Before the body turned up, we were absolutely convinced it was him. Everything checked: the distinct Hollywood hairstyle & clothing, loose money in the pocket instead of a credit card or wallet that would identify a man on the run, left-handedness, the drinks, and even the woman, probably an old Hollywood flame. We watched Beaches again & saw the same body language, especially the unforgettable, unmistakable smile. I told the NYPD that we were absolutely certain we’d seen Spalding Gray—and what better place to hide out could there be? Laughlin, a place literally unknown to most, with its ritzy resort casinos on the Colorado River? Everything fit so perfectly—then the call from the NYPD that our interviews were over; they’d found his body.

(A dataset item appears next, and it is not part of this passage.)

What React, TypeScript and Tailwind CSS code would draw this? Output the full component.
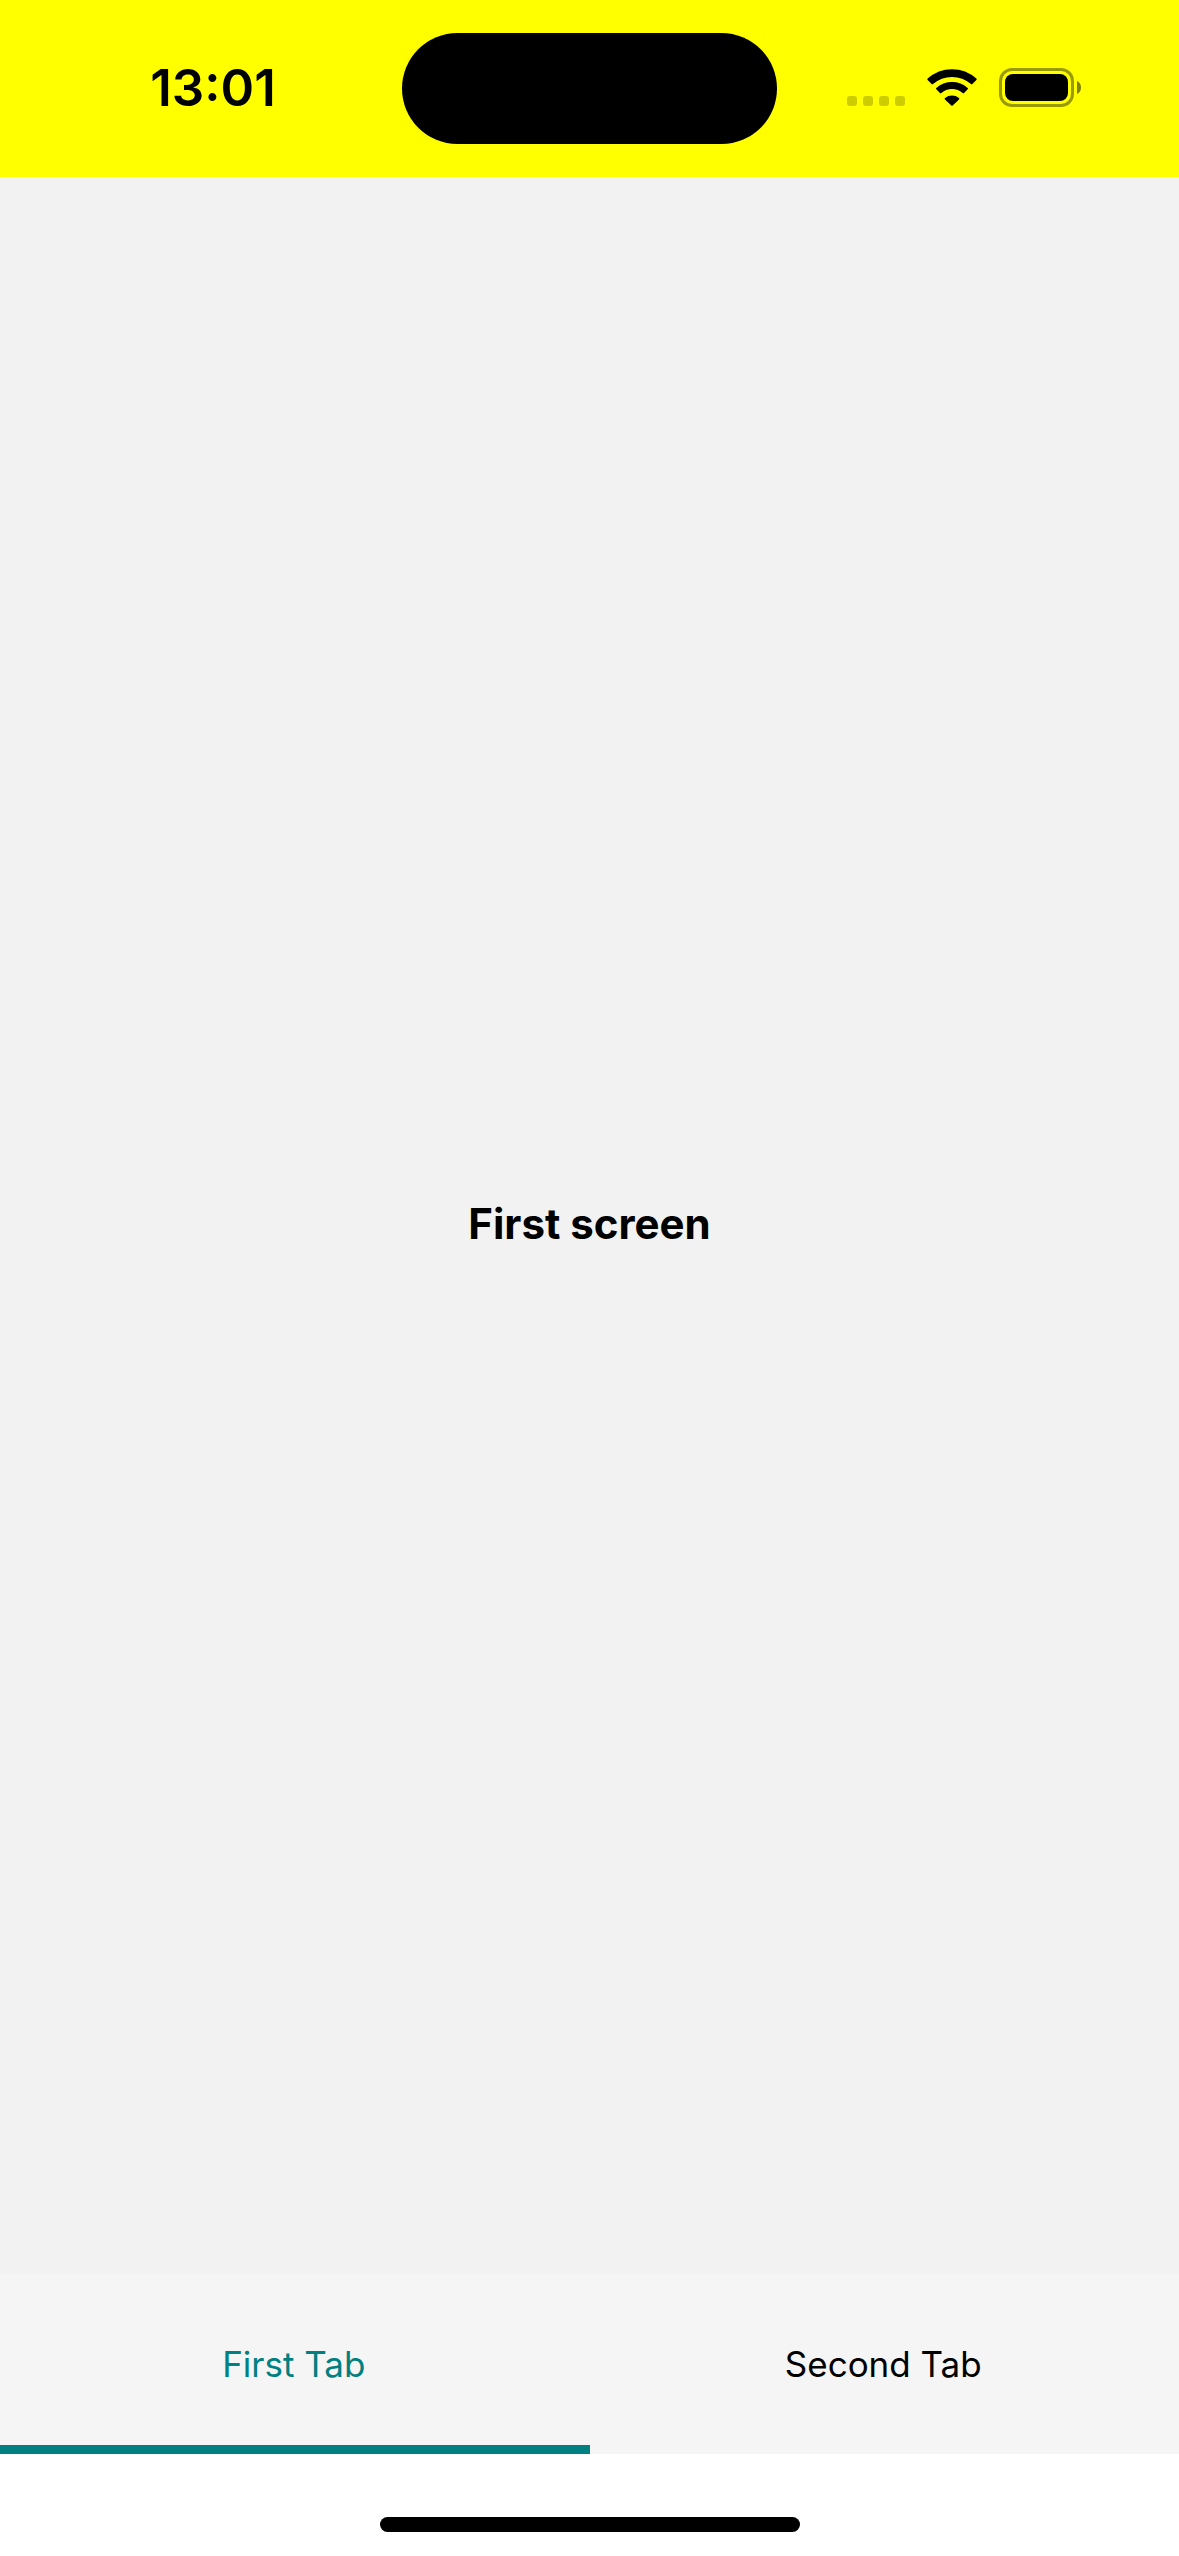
function CellularDots() {
  return (
    <svg className="h-[40px] w-[58px]" viewBox="0 0 58 40" fill="#000" fillOpacity="0.2" aria-hidden="true">
      <rect x="0" y="28" width="10" height="10" rx="3" />
      <rect x="16" y="28" width="10" height="10" rx="3" />
      <rect x="32" y="28" width="10" height="10" rx="3" />
      <rect x="48" y="28" width="10" height="10" rx="3" />
    </svg>
  );
}

function WifiIcon() {
  return (
    <svg
      className="h-[40px] w-[50px]"
      viewBox="0 -2 150 120"
      fill="#000"
      stroke="#000"
      strokeWidth="6"
      strokeLinejoin="round"
      aria-hidden="true"
    >
      <path d="M4 32A106 106 0 0 1 146 32L134 44A89 89 0 0 0 16 44Z" />
      <path d="M30 60A68 68 0 0 1 120 60L109 71A51 51 0 0 0 41 71Z" />
      <path d="M56 90A30 30 0 0 1 94 90L75 108Z" />
    </svg>
  );
}

function BatteryIcon() {
  return (
    <svg className="h-[40px] w-[82px]" viewBox="0 0 82 40" aria-hidden="true">
      <rect x="1.5" y="1.5" width="72" height="36" rx="11.5" fill="none" stroke="#000" strokeOpacity="0.4" strokeWidth="3" />
      <path d="M78 13C80.5 14 82 16.5 82 19.5S80.5 25 78 26Z" fillOpacity="0.5" />
      <rect x="6" y="6" width="63" height="27" rx="8" />
    </svg>
  );
}

export default function App() {
  return (
    <div className="flex min-h-screen flex-col bg-white font-[Inter,sans-serif] text-black">
      <header className="grid h-[177px] grid-cols-[1fr_375px_1fr] items-center bg-[#ffff00]">
        <time className="justify-self-center pl-6 text-[51px] font-semibold">13:01</time>
        <div className="h-[111px] rounded-full bg-black" />
        <div className="flex h-[41px] justify-end gap-[22px] pr-[98px]">
          <CellularDots />
          <WifiIcon />
          <BatteryIcon />
        </div>
      </header>
      <main className="flex flex-1 items-center justify-center bg-[#f2f2f2] pb-1">
        <h1 className="text-[42px] font-bold">First screen</h1>
      </main>
      <nav className="grid h-[180px] grid-cols-2 bg-[#f5f5f5] text-[35px]">
        <button className="pr-0.5 text-[#008080] shadow-[inset_0_-9px_0_#008080]">First Tab</button>
        <button className="pr-0.5">Second Tab</button>
      </nav>
      <footer className="flex h-[102px] items-end justify-center pb-6">
        <div className="h-[15px] w-[420px] rounded-full bg-black" />
      </footer>
    </div>
  );
}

That’s when it became really creepy. Everything I read about Spalding Gray seemed to support our certainty.
Probably because I’m an infidel, insofar as existence after death is concerned, I have tried to explain what we experienced. I recalled another experience that involved a service buddy that I thought had been killed in the Korean War. Years later, on a family trip I spotted him with a woman in a restaurant and ran over calling out, “Spence you old son of a bitch, I thought you were dead!” He replied, “I’m not Spence.” I responded. “You’re kidding me.”
He wasn’t kidding, but believe me when I say he was a carbon copy of my dead friend. And so it was, I’ve concluded, with Spalding Gray.
Last week we watched Beaches for the umpteenth time. When Spalding Gray appeared onscreen as the doctor, Ellie said to me, “You know that was him, don’t you?”
I do know that I would like to think so.